The sub-plot of Elton recalling the Doctor appearing in his house when he was a child was nicely woven in, with a lightning-quick explanation from the Timelord regarding the nature of the menace he came to deal with: ‘a shade escaped from the Howling Halls’. It would have been better perhaps to have featured more of this sub-plot, lifted though it sounds from the Sapphire and Steel train station story.

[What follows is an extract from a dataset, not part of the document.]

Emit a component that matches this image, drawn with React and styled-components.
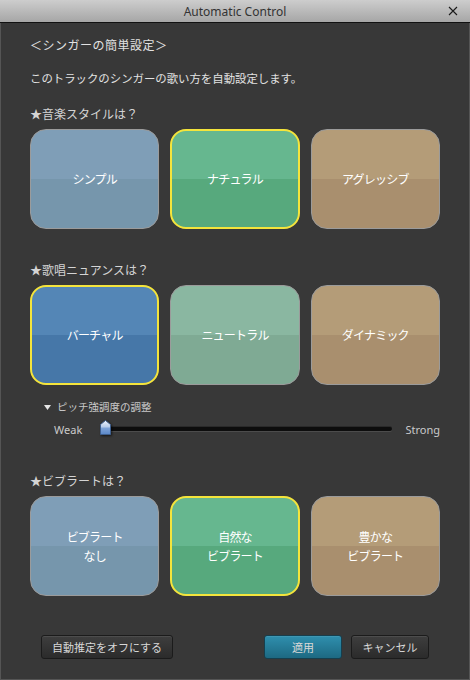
import React from "react";
import { styled, createGlobalStyle } from "styled-components";

const GlobalStyle = createGlobalStyle`
  html, body {
    margin: 0;
    padding: 0;
    background: #383838;
  }
  * {
    box-sizing: border-box;
  }
`;

const palette = {
  slate: ["#7f9eb7", "#7696ac"],
  green: ["#66b78f", "#57a97d"],
  tan: ["#b49c78", "#a98f6e"],
  blue: ["#5486b6", "#4677a8"],
  teal: ["#8ab7a1", "#7faa94"],
};

const sections = [
  {
    title: "★音楽スタイルは？",
    gap: 20,
    options: [
      { label: ["シンプル"], tone: "slate" },
      { label: ["ナチュラル"], tone: "green", selected: true },
      { label: ["アグレッシブ"], tone: "tan" },
    ],
  },
  {
    title: "★歌唱ニュアンスは？",
    gap: 33,
    options: [
      { label: ["バーチャル"], tone: "blue", selected: true },
      { label: ["ニュートラル"], tone: "teal" },
      { label: ["ダイナミック"], tone: "tan" },
    ],
  },
];

const vibrato = {
  title: "★ビブラートは？",
  options: [
    { label: ["ビブラート", "なし"], tone: "slate" },
    { label: ["自然な", "ビブラート"], tone: "green", selected: true },
    { label: ["豊かな", "ビブラート"], tone: "tan" },
  ],
};

const App = () => {
  return (
    <>
      <GlobalStyle />
      <Window>
        <TitleBar>
          <span />
          <Title>Automatic Control</Title>
          <CloseButton>
            <svg width="10" height="10" viewBox="0 0 10 10">
              <path d="M1 1 L9 9 M9 1 L1 9" stroke="#1a1a1a" strokeWidth="1.1" />
            </svg>
          </CloseButton>
        </TitleBar>

        <Body>
          <Heading>＜シンガーの簡単設定＞</Heading>
          <Description>このトラックのシンガーの歌い方を自動設定します。</Description>

          {sections.map((s) => (
            <React.Fragment key={s.title}>
              <SectionLabel $gap={s.gap}>{s.title}</SectionLabel>
              <ChoiceRow>
                {s.options.map((o) => (
                  <Choice key={o.label.join()} $tone={o.tone} $selected={o.selected}>
                    {o.label.map((line) => (
                      <span key={line}>{line}</span>
                    ))}
                  </Choice>
                ))}
              </ChoiceRow>
            </React.Fragment>
          ))}

          <PitchLabel>
            <svg width="7" height="5" viewBox="0 0 7 5">
              <path d="M0 0 H7 L3.5 5 Z" fill="#e6e6e6" />
            </svg>
            ピッチ強調度の調整
          </PitchLabel>
          <SliderRow>
            <SliderText>Weak</SliderText>
            <Track>
              <Thumb>
                <svg width="11" height="15" viewBox="0 0 11 15">
                  <defs>
                    <linearGradient id="thumb" x1="0" y1="0" x2="0" y2="1">
                      <stop offset="0" stopColor="#eef3fb" />
                      <stop offset="0.45" stopColor="#b8cdea" />
                      <stop offset="0.55" stopColor="#7ea3d8" />
                      <stop offset="1" stopColor="#5a87c8" />
                    </linearGradient>
                  </defs>
                  <path
                    d="M5.5 0.5 L10.5 4.5 V14.5 H0.5 V4.5 Z"
                    fill="url(#thumb)"
                    stroke="#3e5f8e"
                    strokeWidth="1"
                  />
                </svg>
              </Thumb>
            </Track>
            <SliderText $end>Strong</SliderText>
          </SliderRow>

          <SectionLabel $gap={36}>{vibrato.title}</SectionLabel>
          <ChoiceRow>
            {vibrato.options.map((o) => (
              <Choice key={o.label.join()} $tone={o.tone} $selected={o.selected}>
                {o.label.map((line) => (
                  <span key={line}>{line}</span>
                ))}
              </Choice>
            ))}
          </ChoiceRow>

          <Footer>
            <DialogButton $wide>自動推定をオフにする</DialogButton>
            <FooterRight>
              <DialogButton $primary>適用</DialogButton>
              <DialogButton>キャンセル</DialogButton>
            </FooterRight>
          </Footer>
        </Body>
      </Window>
    </>
  );
};

export default App;

const jp = `"Noto Sans CJK JP", "Noto Sans", sans-serif`;

const Window = styled.div`
  width: 470px;
  height: 680px;
  display: flex;
  flex-direction: column;
  background: #383838;
  font-family: ${jp};
`;

const TitleBar = styled.div`
  height: 23px;
  display: grid;
  grid-template-columns: 1fr auto 1fr;
  align-items: center;
  background: linear-gradient(#cdcdcd, #a6a6a6);
  border-bottom: 1px solid #111;
`;

const Title = styled.div`
  font-family: "Noto Sans", "Open Sans", sans-serif;
  font-size: 12px;
  color: #333;
  padding-top: 1px;
`;

const CloseButton = styled.div`
  justify-self: end;
  width: 22px;
  margin-right: 6px;
  display: flex;
  justify-content: center;
`;

const Body = styled.div`
  flex: 1;
  display: flex;
  flex-direction: column;
  padding: 14px 29px 0;
  border: 1px solid #555;
  border-top: none;
`;

const Heading = styled.div`
  font-size: 12px;
  line-height: 16px;
  letter-spacing: 0.5px;
  color: #e2e2e2;
`;

const Description = styled.div`
  font-size: 11.4px;
  line-height: 16px;
  color: #e2e2e2;
  margin-top: 17px;
`;

const SectionLabel = styled.div`
  font-size: 12px;
  line-height: 16px;
  color: #d4d4d4;
  margin-top: ${(p) => p.$gap}px;
`;

const ChoiceRow = styled.div`
  display: grid;
  grid-template-columns: repeat(3, 1fr);
  gap: 11px;
  margin-top: 7px;
`;

const Choice = styled.button`
  height: 100px;
  display: flex;
  flex-direction: column;
  align-items: center;
  justify-content: center;
  gap: 3px;
  border-radius: 16px;
  border: ${(p) => (p.$selected ? "2px solid #f4e43c" : "1px solid #9b9b9b")};
  background: linear-gradient(
    ${(p) => palette[p.$tone][0]} 50%,
    ${(p) => palette[p.$tone][1]} 50%
  );
  color: #fff;
  font-family: ${jp};
  font-size: 12px;
  line-height: 16px;
  letter-spacing: -0.8px;
  padding: 0;
  cursor: pointer;
`;

const PitchLabel = styled.div`
  display: flex;
  align-items: center;
  gap: 6px;
  margin: 14px 0 0 14px;
  font-size: 10.5px;
  line-height: 16px;
  color: #c8c8c8;
`;

const SliderRow = styled.div`
  display: flex;
  align-items: center;
  height: 16px;
  margin: 6px 0 0 24px;
`;

const SliderText = styled.div`
  font-family: "Noto Sans", "Open Sans", sans-serif;
  font-size: 11px;
  color: #cacaca;
  width: ${(p) => (p.$end ? "auto" : "46px")};
  margin-left: ${(p) => (p.$end ? "13px" : "0")};
`;

const Track = styled.div`
  position: relative;
  flex: 1;
  height: 4px;
  border-radius: 2px;
  background: #0d0d0d;
  box-shadow: 0 1px 0 #4c4c4c, 0 -1px 0 #2a2a2a;
`;

const Thumb = styled.div`
  position: absolute;
  left: 0;
  top: -7px;
  display: flex;
  filter: drop-shadow(1px 1px 1px rgba(0, 0, 0, 0.6));
`;

const Footer = styled.div`
  display: flex;
  justify-content: space-between;
  margin: 39px 11px 0 11px;
`;

const FooterRight = styled.div`
  display: flex;
  gap: 9px;
`;

const DialogButton = styled.button`
  height: 24px;
  width: ${(p) => (p.$wide ? "132px" : "78px")};
  border-radius: 3px;
  border: 1px solid ${(p) => (p.$primary ? "#163f4e" : "#1b1b1b")};
  background: ${(p) =>
    p.$primary
      ? "linear-gradient(#2f8fae, #1d6982)"
      : "linear-gradient(#3e3e3e, #2b2b2b)"};
  box-shadow: inset 0 1px 0 rgba(255, 255, 255, 0.08);
  color: #d8d8d8;
  font-family: ${jp};
  font-size: 11px;
  padding: 0;
  cursor: pointer;
`;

For me this episode was a pointless gap-filler, and in the main, quite embarrassing and disturbingly reminiscent of Season 24’s comic excesses. On the conceptual and scriptural level it was evidently experimental for the Who format, which did not entirely misfire, but did serve to show that here RTD wanted to indulge himself once again, at the expense of all Who convention, but I’m left wondering, what for? Did this episode add anything to the legacy of Doctor Who? I don’t really think so. Nothing worth a third viewing anyway. This concept might have suited a Who spin-off production, but not Who itself. Love and Monsters’ boasts a uniqueness of approach which is not engaging or compelling enough to justify itself, due to its essential silliness and mawkish attempt at sentiment. It only just has the edge over the facile New Earth due to its unconventionality and knowing humour, but is a close runner up for worst episode this year so far.